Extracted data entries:
--- start ---

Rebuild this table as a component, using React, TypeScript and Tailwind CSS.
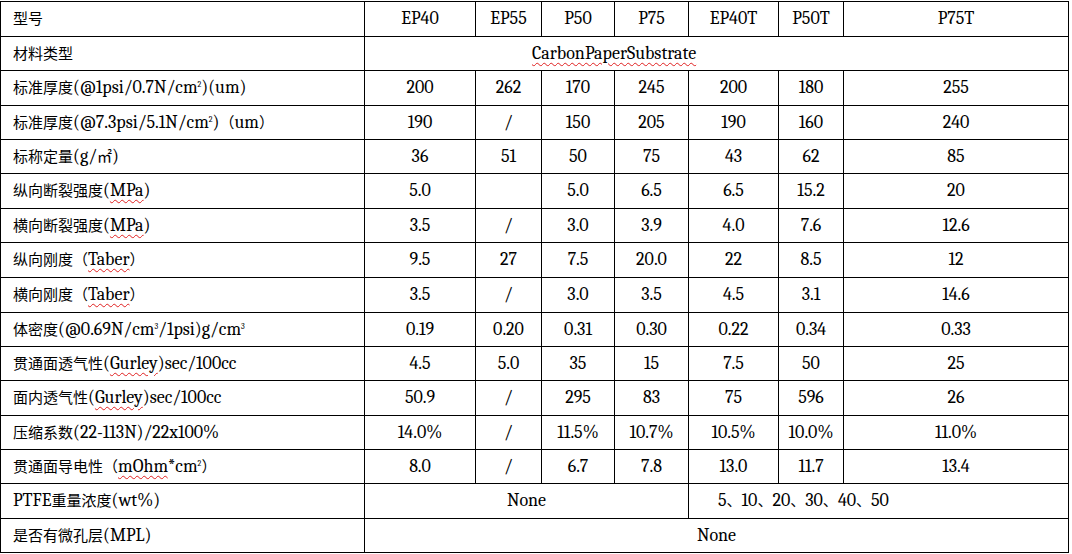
import React from "react";

const CJK = /([\u3000-\u303f\u4e00-\u9fff\uff00-\uffef\u3380-\u33ff]+)/;

function T({ s }: { s: string }) {
  const parts = s.split(CJK);
  return (
    <>
      {parts.map((p, i) =>
        p === "" ? null : CJK.test(p) ? (
          <span key={i} className="[font-family:Noto_Sans_CJK_SC,sans-serif] text-[15px]">
            {p}
          </span>
        ) : (
          <span key={i}>{p}</span>
        )
      )}
    </>
  );
}

const W = ({ children }: { children: React.ReactNode }) => (
  <span className="underline decoration-wavy decoration-[#e02020] decoration-1 underline-offset-[3px]">{children}</span>
);

const Sup = ({ c }: { c: string }) => <sup className="text-[8px] -top-[6px] relative align-baseline">{c}</sup>;

type Row = { label: React.ReactNode; vals: string[] };

const rows: Row[] = [
  { label: <><T s="标准厚度" />(@1psi/0.7N/cm<Sup c="2" />)(um)</>, vals: ["200", "262", "170", "245", "200", "180", "255"] },
  { label: <><T s="标准厚度" />(@7.3psi/5.1N/cm<Sup c="2" />)<T s="（" />um<T s="）" /></>, vals: ["190", "/", "150", "205", "190", "160", "240"] },
  { label: <><T s="标称定量" />(g/<T s="㎡" />)</>, vals: ["36", "51", "50", "75", "43", "62", "85"] },
  { label: <><T s="纵向断裂强度" />(<W>MPa</W>)</>, vals: ["5.0", "", "5.0", "6.5", "6.5", "15.2", "20"] },
  { label: <><T s="横向断裂强度" />(<W>MPa</W>)</>, vals: ["3.5", "/", "3.0", "3.9", "4.0", "7.6", "12.6"] },
  { label: <><T s="纵向刚度（" /><W>Taber</W><T s="）" /></>, vals: ["9.5", "27", "7.5", "20.0", "22", "8.5", "12"] },
  { label: <><T s="横向刚度（" /><W>Taber</W><T s="）" /></>, vals: ["3.5", "/", "3.0", "3.5", "4.5", "3.1", "14.6"] },
  { label: <><T s="体密度" />(@0.69N/cm<Sup c="3" />/1psi)g/cm<Sup c="3" /></>, vals: ["0.19", "0.20", "0.31", "0.30", "0.22", "0.34", "0.33"] },
  { label: <><T s="贯通面透气性" />(<W>Gurley</W>)sec/100cc</>, vals: ["4.5", "5.0", "35", "15", "7.5", "50", "25"] },
  { label: <><T s="面内透气性" />(<W>Gurley</W>)sec/100cc</>, vals: ["50.9", "/", "295", "83", "75", "596", "26"] },
  { label: <><T s="压缩系数" />(22-113N)/22x100%</>, vals: ["14.0%", "/", "11.5%", "10.7%", "10.5%", "10.0%", "11.0%"] },
  { label: <><T s="贯通面导电性（" /><W>mOhm</W>*cm<Sup c="2" /><T s="）" /></>, vals: ["8.0", "/", "6.7", "7.8", "13.0", "11.7", "13.4"] },
];

const td = "border border-black text-center align-middle p-0 whitespace-nowrap";
const tdL = "border border-black text-left align-middle pl-[12px] p-0 whitespace-nowrap";

export default function App() {
  return (
    <div className="w-[1072px] h-[554px] bg-white pt-px text-black font-serif [font-family:Liberation_Serif,serif] text-[18px] leading-none">
      <table className="table-fixed border-collapse w-[1068px]">
        <colgroup>
          <col className="w-[364px]" />
          <col className="w-[111px]" />
          <col className="w-[66px]" />
          <col className="w-[73px]" />
          <col className="w-[74px]" />
          <col className="w-[90px]" />
          <col className="w-[65px]" />
          <col className="w-[225px]" />
        </colgroup>
        <tbody>
          <tr className="h-[35px]">
            <td className={tdL}><T s="型号" /></td>
            {["EP40", "EP55", "P50", "P75", "EP40T", "P50T", "P75T"].map((h) => (
              <td key={h} className={td}>{h}</td>
            ))}
          </tr>
          <tr className="h-[34px]">
            <td className={tdL}><T s="材料类型" /></td>
            <td colSpan={7} className={tdL + " pl-[167px]"}><W>CarbonPaperSubstrate</W></td>
          </tr>
          {rows.map((r, i) => (
            <tr key={i} className={i % 3 === 0 || i === 5 ? "h-[35px]" : "h-[34px]"}>
              <td className={tdL}>{r.label}</td>
              {r.vals.map((v, j) => (
                <td key={j} className={td}>{v}</td>
              ))}
            </tr>
          ))}
          <tr className="h-[35px]">
            <td className={tdL}>PTFE<T s="重量浓度" />(wt%)</td>
            <td colSpan={4} className={td}>None</td>
            <td colSpan={3} className={tdL + " pl-[29px]"}>5<T s="、" />10<T s="、" />20<T s="、" />30<T s="、" />40<T s="、" />50</td>
          </tr>
          <tr className="h-[34px]">
            <td className={tdL}><T s="是否有微孔层" />(MPL)</td>
            <td colSpan={7} className={td}>None</td>
          </tr>
        </tbody>
      </table>
    </div>
  );
}
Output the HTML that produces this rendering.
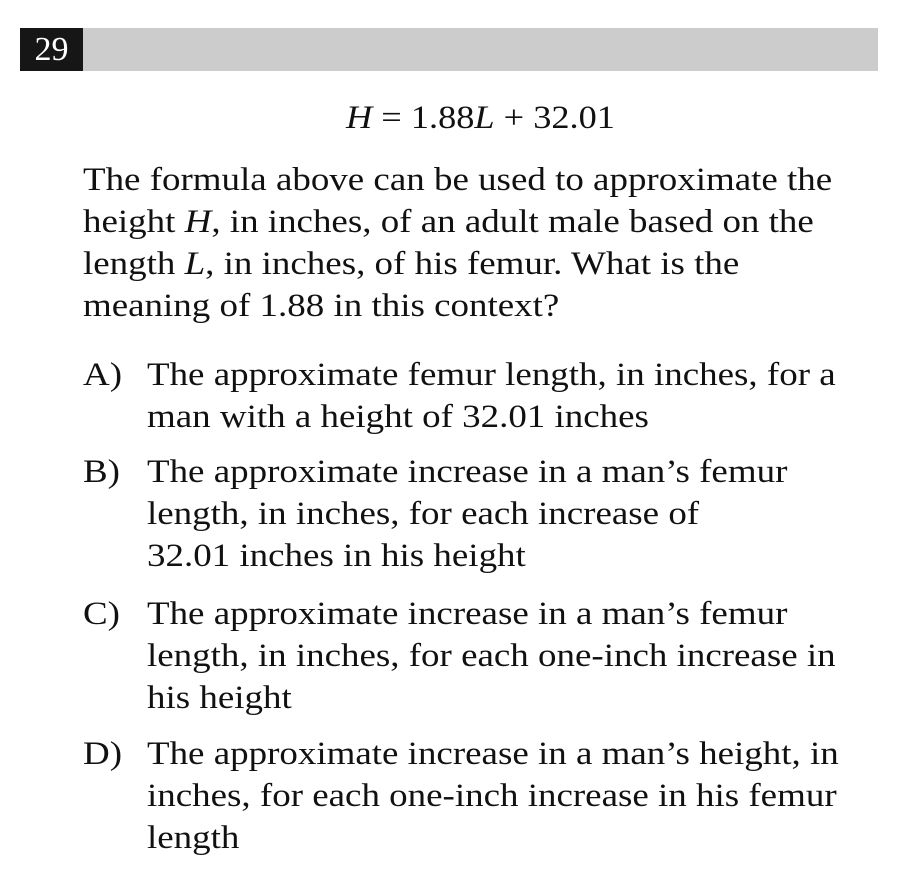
<!DOCTYPE html>
<html><head><meta charset="utf-8"><style>
body{margin:0;width:906px;height:888px;background:#fff;position:relative;font-family:"Liberation Serif",serif;color:#111;overflow:hidden}
.l{position:absolute;white-space:nowrap;font-size:33px;line-height:40px;transform:scaleX(1.12);transform-origin:0 0}
#bar{position:absolute;left:20px;top:28px;width:858px;height:43px;background:#cccccc}
#num{position:absolute;left:20px;top:28px;width:63px;height:43px;background:#161616;color:#fff;font-size:34px;line-height:43px;text-align:center}
i{font-style:italic}
</style></head><body>
<div id="bar"></div><div id="num">29</div>
<div class="l" style="left:346px;top:98px;transform:scaleX(1.1)"><i>H</i> = 1.88<i>L</i> + 32.01</div>
<div class="l" style="left:83px;top:160px">The formula above can be used to approximate the</div>
<div class="l" style="left:83px;top:202px">height <i>H</i>, in inches, of an adult male based on the</div>
<div class="l" style="left:83px;top:244px">length <i>L</i>, in inches, of his femur. What is the</div>
<div class="l" style="left:83px;top:286px">meaning of 1.88 in this context?</div>
<div class="l" style="left:83px;top:355px">A)</div>
<div class="l" style="left:147px;top:355px">The approximate femur length, in inches, for a</div>
<div class="l" style="left:147px;top:397px">man with a height of 32.01 inches</div>
<div class="l" style="left:83px;top:452px">B)</div>
<div class="l" style="left:147px;top:452px">The approximate increase in a man’s femur</div>
<div class="l" style="left:147px;top:494px">length, in inches, for each increase of</div>
<div class="l" style="left:147px;top:536px">32.01 inches in his height</div>
<div class="l" style="left:83px;top:594px">C)</div>
<div class="l" style="left:147px;top:594px">The approximate increase in a man’s femur</div>
<div class="l" style="left:147px;top:636px">length, in inches, for each one-inch increase in</div>
<div class="l" style="left:147px;top:678px">his height</div>
<div class="l" style="left:83px;top:734px">D)</div>
<div class="l" style="left:147px;top:734px">The approximate increase in a man’s height, in</div>
<div class="l" style="left:147px;top:776px">inches, for each one-inch increase in his femur</div>
<div class="l" style="left:147px;top:818px">length</div>
</body></html>
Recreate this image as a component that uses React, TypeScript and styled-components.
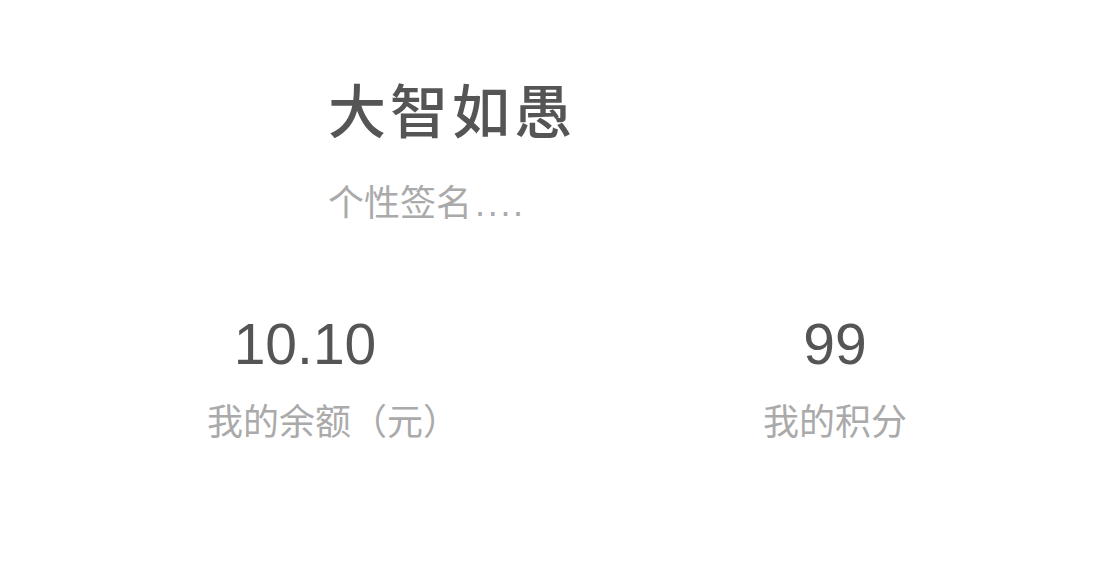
import React from "react";
import styled, { createGlobalStyle } from "styled-components";

const Global = createGlobalStyle`
  html, body { margin: 0; padding: 0; background: #fff; }
  body { font-family: "Liberation Sans", "Noto Sans CJK SC", sans-serif; }
`;

const Page = styled.div`
  width: 1113px;
  height: 566px;
  display: flex;
  flex-direction: column;
`;

const Profile = styled.div`
  display: flex;
  flex-direction: column;
  padding: 75px 0 0 328px;
`;

const Name = styled.h1`
  margin: 0;
  font-family: "Noto Sans CJK SC", sans-serif;
  font-size: 58px;
  line-height: 66px;
  font-weight: 500;
  letter-spacing: 4px;
  color: #555;
`;

const Signature = styled.div`
  margin-top: 39px;
  height: 40px;
  font-family: "Noto Sans CJK SC", sans-serif;
  font-size: 36px;
  line-height: 40px;
  color: #aaa;
`;

const Dots = styled.span`
  font-family: "Liberation Sans", sans-serif;
  line-height: 1;
  letter-spacing: 2.7px;
  margin-left: 3px;
`;

const Stats = styled.div`
  display: flex;
  justify-content: space-between;
  padding: 0 180px 0 207px;
  margin-top: 92px;
`;

const Stat = styled.div`
  width: 196px;
  display: flex;
  flex-direction: column;
  align-items: center;
`;

const Value = styled.div`
  font-family: "Liberation Sans", sans-serif;
  font-size: 57px;
  line-height: 64px;
  color: #555;
`;

const Label = styled.div<{ $overflow?: boolean }>`
  align-self: ${(p) => (p.$overflow ? "flex-start" : "center")};
  margin-top: 23px;
  font-family: "Noto Sans CJK SC", sans-serif;
  font-size: 36px;
  line-height: 40px;
  color: #aaa;
  white-space: nowrap;
`;

export default function App() {
  return (
    <Page>
      <Global />
      <Profile>
        <Name>大智如愚</Name>
        <Signature>
          个性签名<Dots>....</Dots>
        </Signature>
      </Profile>
      <Stats>
        <Stat>
          <Value>10.10</Value>
          <Label $overflow>我的余额（元）</Label>
        </Stat>
        <Stat>
          <Value>99</Value>
          <Label>我的积分</Label>
        </Stat>
      </Stats>
    </Page>
  );
}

--- end ---

EXERCISE AIM: In the entries above, how many lines hold the word "this"? State the number and nothing else.

ANSWER: 4